Who inspires you? Maybe it’s the mom at your church whose children have all learned their multiplication tables with minimum tears, or your local librarian who always knows where to find that book. Everyone has a God-given purpose and sphere of influence during his or her lifetime. We each have a story—also called a biography.
Merriam-Webster defines biography as “the story of a real person’s life written by someone other than that person.” It’s not just the facts of birth, marriage, and death, but the in-between moments that make up the excitement in a person’s life story. Right now, your children are developing the gifts and abilities from God that they will use to impact their world.
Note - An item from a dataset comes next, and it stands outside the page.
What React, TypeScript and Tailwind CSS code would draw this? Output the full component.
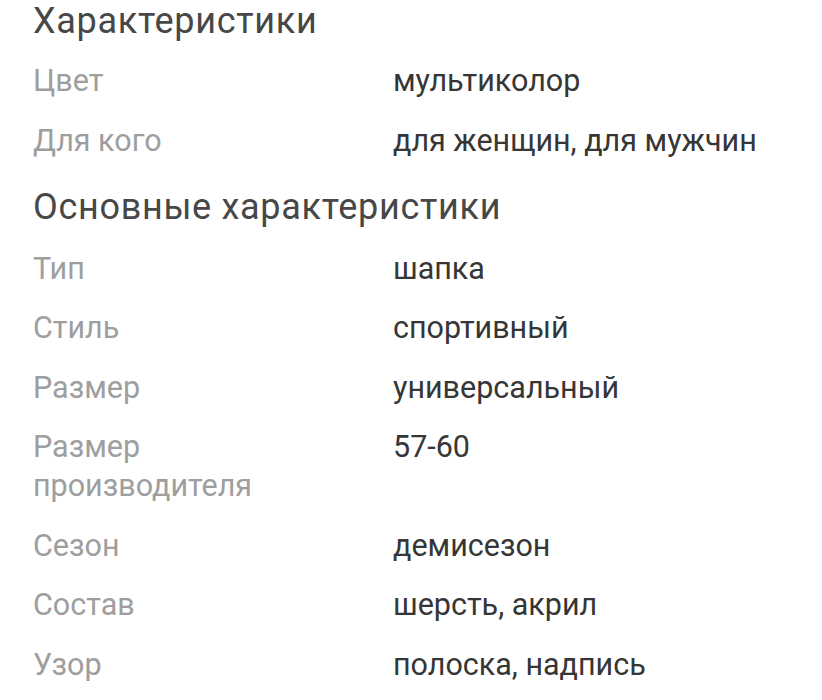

Women’s History Month in March is a good opportunity to inspire them to grow and make a difference by teaching them about the following women who shaped history in their own unique ways. (Included throughout are links to resources for additional learning.)
Elizabeth Everts “Betty” Greene (1920–1997): Pilot and Missionary
Betty grew up in the Pacific Northwest and took an early interest in flying. In 1936, she earned her pilot’s license and soon began serving her country in the Women’s Airforce Service Pilots (WASPs) by delivering supplies and participating in military training exercises. Because of her advanced flying skills, she also was recruited to test aircraft at high altitudes. After World War II, Miss Greene used aviation to advance the gospel. Her trips took her to South America, Africa, and the Pacific to places that were hard to reach on foot. Today, the Missionary Aviation Fellowship, an organization that she helped found, continues to combine two things Betty loved—service to God and flying.
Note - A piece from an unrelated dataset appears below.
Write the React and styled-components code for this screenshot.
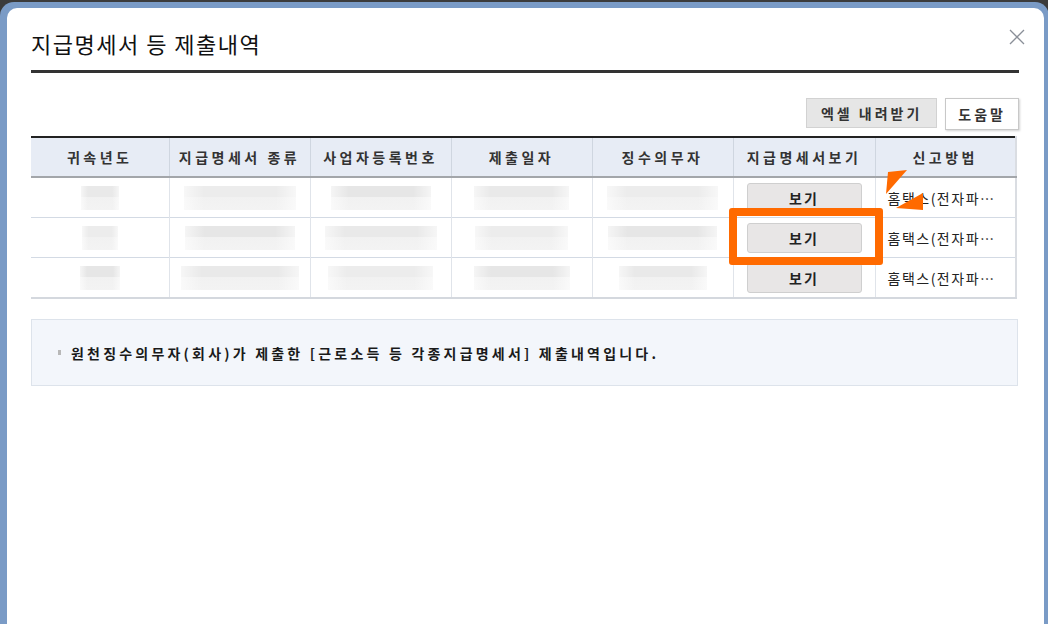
import React from 'react';
import styled, { createGlobalStyle } from 'styled-components';

// STYLES
const Global = createGlobalStyle`
    html, body {
        margin: 0;
        padding: 0;
        background: #3b3b3b;
        overflow: hidden;
    }
    body {
        font-family: "Noto Sans CJK KR", "Noto Sans", sans-serif;
        color: #222;
    }
`

const Page = styled.div`
    height: 100vh;
    padding-top: 2px;
    box-sizing: border-box;
    display: flex;
`

const Frame = styled.div`
    flex: 1;
    background: #7a9bc6;
    border-radius: 14px 14px 0 0;
    padding: 6px 5px 0 7px;
    display: flex;
`

const Panel = styled.div`
    flex: 1;
    background: #fff;
    border-radius: 10px 10px 0 0;
    padding: 0 25px 0 24px;
    display: flex;
    flex-direction: column;
`

const Header = styled.div`
    display: flex;
    justify-content: space-between;
    align-items: center;
    padding: 20px 0 12px;
    border-bottom: 3px solid #333;
`

const Title = styled.h1`
    margin: 0;
    font-size: 22px;
    line-height: 30px;
    font-weight: 400;
    letter-spacing: 1.5px;
    color: #111;
`

const Close = styled.button`
    width: 18px;
    height: 18px;
    margin-right: -7px;
    margin-top: -12px;
    padding: 0;
    border: none;
    background: none;
    display: flex;
`

const Toolbar = styled.div`
    display: flex;
    justify-content: flex-end;
    align-items: flex-start;
    gap: 8px;
    margin: 25px 0 6px;
    height: 32px;
`

const ToolButton = styled.button`
    height: ${p => (p.$light ? '32px' : '30px')};
    padding: 0 ${p => (p.$light ? '12px' : '14px')};
    border: 1px solid ${p => (p.$light ? '#c8c8c8' : '#d2d2d2')};
    background: ${p => (p.$light ? '#fff' : '#e6e6e6')};
    box-shadow: ${p => (p.$light ? '1px 1px 2px rgba(0,0,0,0.18)' : 'none')};
    font-family: inherit;
    font-size: 14px;
    font-weight: 600;
    letter-spacing: 3px;
    color: #333;
`

const TableWrap = styled.div`
    position: relative;
    margin-right: 2px;
`

const Table = styled.table`
    width: 100%;
    border-collapse: collapse;
    table-layout: fixed;
    border-top: 2px solid #222;
    border-bottom: 2px solid #d4d8de;
    border-right: 2px solid #dadde2;
`

const Th = styled.th`
    height: 38px;
    padding: 0;
    background: #e7ecf5;
    border-bottom: 2px solid #a3a6aa;
    border-left: ${p => (p.$first ? 'none' : '1px solid #cfd6e0')};
    font-size: 14px;
    font-weight: 600;
    letter-spacing: 3.5px;
    color: #333;
    text-align: center;
`

const Td = styled.td`
    height: 39px;
    padding: 0;
    border-top: 1px solid #d3dae4;
    border-left: ${p => (p.$first ? 'none' : '1px solid #e0e4ea')};
    text-align: ${p => (p.$left ? 'left' : 'center')};
    padding-left: ${p => (p.$left ? '12px' : '0')};
    font-size: 14px;
    letter-spacing: ${p => (p.$left ? '1.5px' : '0')};
    color: #222;
    white-space: nowrap;
    overflow: hidden;
`

const Blur = styled.div`
    display: inline-block;
    vertical-align: middle;
    width: ${p => p.$w}px;
    height: 24px;
    background:
        linear-gradient(90deg, rgba(255,255,255,0.6) 0%, rgba(255,255,255,0) 18%, rgba(255,255,255,0) 82%, rgba(255,255,255,0.6) 100%),
        linear-gradient(180deg, ${p => p.$tone} 0%, ${p => p.$tone} 45%, #f1f1f1 45%, #f3f3f3 100%);
`

const ViewButton = styled.button`
    width: 115px;
    height: 30px;
    border: 1px solid #cfcfcf;
    border-radius: 3px;
    background: #e8e6e6;
    font-family: inherit;
    font-size: 14px;
    font-weight: 600;
    letter-spacing: 2px;
    color: #222;
`

const Highlight = styled.div`
    position: absolute;
    left: 698px;
    top: 72px;
    width: 154px;
    height: 57px;
    box-sizing: border-box;
    border: 8px solid #ff6a00;
    border-radius: 3px;
    pointer-events: none;
`

const Arrow = styled.svg`
    position: absolute;
    left: 849px;
    top: 29px;
    width: 50px;
    height: 50px;
    pointer-events: none;
`

const Notice = styled.div`
    margin: 20px 1px 0 0;
    height: 67px;
    box-sizing: border-box;
    background: #f3f6fb;
    border: 1px solid #dde3eb;
    display: flex;
    align-items: center;
    padding-left: 26px;
    font-size: 14px;
    font-weight: 600;
    letter-spacing: 3.2px;
    color: #1a1a1a;

    &::before {
        content: '';
        width: 3px;
        height: 5px;
        background: #b8b8b8;
        margin-right: 10px;
    }
`

const columns = [
    { label: '귀속년도', w: 138 },
    { label: '지급명세서 종류', w: 141 },
    { label: '사업자등록번호', w: 141 },
    { label: '제출일자', w: 141 },
    { label: '징수의무자', w: 141 },
    { label: '지급명세서보기', w: 142 },
    { label: '신고방법', w: 141 },
];

const rows = [
    [38, 112, 100, 95, 111],
    [36, 110, 112, 93, 109],
    [40, 118, 105, 96, 88],
];

const tones = ['#e9e9e9', '#ececec', '#e6e6e6'];

function App() {
    return (
        <Page>
            <Global />
            <Frame>
                <Panel>
                    <Header>
                        <Title>지급명세서 등 제출내역</Title>
                        <Close aria-label="닫기">
                            <svg width="18" height="18" viewBox="0 0 18 18">
                                <path d="M2 2 L16 16 M16 2 L2 16" stroke="#8a8f98" strokeWidth="1.3" fill="none" />
                            </svg>
                        </Close>
                    </Header>

                    <Toolbar>
                        <ToolButton>엑셀 내려받기</ToolButton>
                        <ToolButton $light>도움말</ToolButton>
                    </Toolbar>

                    <TableWrap>
                        <Table>
                            <colgroup>
                                {columns.map(c => <col key={c.label} style={{ width: c.w }} />)}
                            </colgroup>
                            <thead>
                                <tr>
                                    {columns.map((c, i) => (
                                        <Th key={c.label} $first={i === 0}>{c.label}</Th>
                                    ))}
                                </tr>
                            </thead>
                            <tbody>
                                {rows.map((r, ri) => (
                                    <tr key={ri}>
                                        {r.map((w, ci) => (
                                            <Td key={ci} $first={ci === 0}>
                                                <Blur $w={w} $tone={tones[(ri + ci) % 3]} />
                                            </Td>
                                        ))}
                                        <Td><ViewButton>보기</ViewButton></Td>
                                        <Td $left>홈택스(전자파…</Td>
                                    </tr>
                                ))}
                            </tbody>
                        </Table>

                        <Highlight />
                        <Arrow viewBox="0 0 50 50">
                            <polygon points="8,7 27,5 6,29" fill="#ff6a00" />
                            <polygon points="16,43 43,28 43,45" fill="#ff6a00" />
                        </Arrow>
                    </TableWrap>

                    <Notice>원천징수의무자(회사)가 제출한 [근로소득 등 각종지급명세서] 제출내역입니다.</Notice>
                </Panel>
            </Frame>
        </Page>
    );
}

export default App;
Sandra Day O’Connor (1930– ): Justice of the Supreme Court
A graduate of Stanford Law School, Sandra’s accomplishments reveal not only her well-trained mind but also an admirable gracious spirit as she chose to rise above the social barriers placed before her. Mrs. O’Connor served as an attorney and then the first woman majority leader of the Arizona State Senate before President Ronald Reagan appointed her to be the first woman Supreme Court Justice in 1981. Throughout her career, the Honorable Sandra Day O’Connor made decisions based on careful research and consideration of a ruling’s impact on our country. Since retiring from the Supreme Court, she has increased awareness of American civic education by starting the iCivics online learning platform for students.
Harriet Beecher Stowe (1811–1896): Writer and Social Reformer
Harriet’s famous father, Lyman Beecher, presented his children with unique learning opportunities that shaped their worldview and enabled them to defend their beliefs. She married young and had several children. But she had a gift. Her use of writing proved a valuable tool for sharing Christian truths during a time when women’s opinions were often overlooked. It also allowed her to earn money to support her family. Mrs. Stowe’s most famous work is Uncle Tom’s Cabin, which incorporates first-hand accounts of the mistreatment of enslaved people. Published as a novel in 1852, it stirred up a great deal of controversy. But Harriet was not afraid to shed light on the social evils of her day. After the Civil War, she continued to support the equal treatment and education of all people as human beings created in God’s image.
Johanna “Anne” Mansfield Sullivan Macy (1866–1936): Educator
Limited eyesight didn’t stop Anne from being motivated to learn. She graduated from Perkins School for the Blind as valedictorian. Miss Sullivan’s impact on the world of education started with one student—Helen Keller. Anne homeschooled her deaf-blind student, teaching her to communicate by spelling on the hand. Her outside-the-box methods of individualized teaching brought respect from other teachers and helped to broaden education for people with physical limitations.
What woman from history would you add to this list?